On peut, soyons juste, tout de même retirer un ou deux enseignements du « rapport d’activités » pour mardi de l’officine londonienne : elle fait état de combats à Homs, où effectivement des gangs s’obstinent dans certains quartiers, mais surtout dans le secteur d’Idled, et celui de Deraa, c’est-à-dire respectivement près des sanctuaires turc et jordanien de la rébellion. Et c’est bien dans cette région au nord et à l’ouest d’Idleb, adossée à la frontière turque, que se passe l’essentiel de la violence : la ville de Taftanaz, cité comme point chaud de mardi par l’OSDH, se trouve à une quinzaine de kilomètres au nord-est d’Idleb, et à une trentaine de la frontière turque.

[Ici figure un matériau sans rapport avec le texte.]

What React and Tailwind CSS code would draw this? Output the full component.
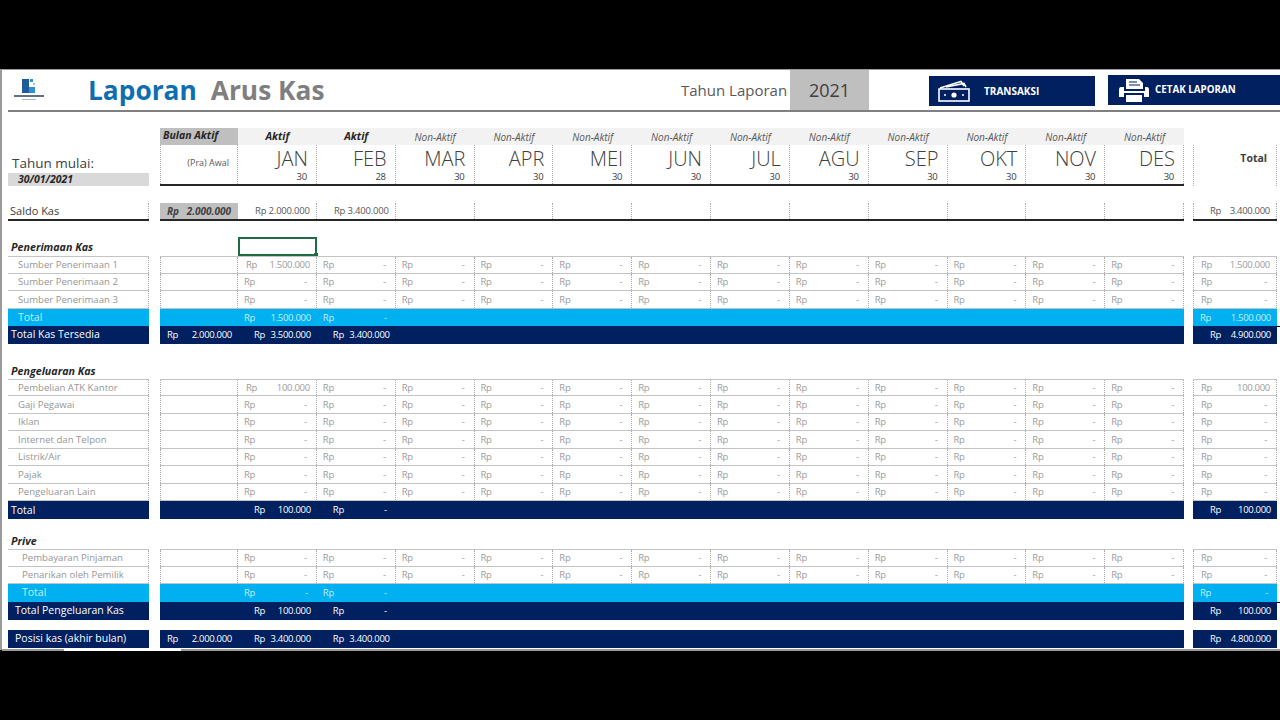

Et puis, même s’ils le savent – et qu’ils continueront à faire comme s’ils ne savaient pas -, rappelons encore que cette guerre ne se fait décidément pas contre le peuple syrien, mais contre des gangs armés, qui attaquent ou accueillent les soldats et policiers avec toutes les ressources d’un arsenal pléthorique. Et que donc ces soldats, ces policiers continuent de mourir pour que les conditions d’une trêve sérieuse soient vraiment réunies, c’est-à-dire que les fauteurs de guerre civile soient mis hors d’état de nuire : mardi 3 avril, dix « martyrs » de plus ont été escortés par des foules civiles et militaires, à Damas, Lattaquié et Alep.
Un lieutenant, un adjudant-chef, un sergent, deux caporaux, quatre conscrits et un employé civil. Ces hommes sont tombés à Homs, Hama, Alep, dans la banlieue de Damas et dans les secteurs d’Idleb et de Deraa. Tous, il est important de le préciser, ne sont pas tombés dans des affrontements « en bonne et due forme », mais victimes d’assassins de l’ombre, de snipers ou de « commandos automobiles » – c’est certainement le cas des victimes d’Alep et de Hama. Aujourd’hui en Syrie, ce qu’on désigne par commodité sous le nom d’ASL aligne d’avantage de terroristes urbains que de combattants dignes de ce nom. Et ce rapport entre commandos de tueurs et unités de « rase campagne » risque bien de continuer à se faire au profit des premiers, vu la déshérence militaire des bandes armées.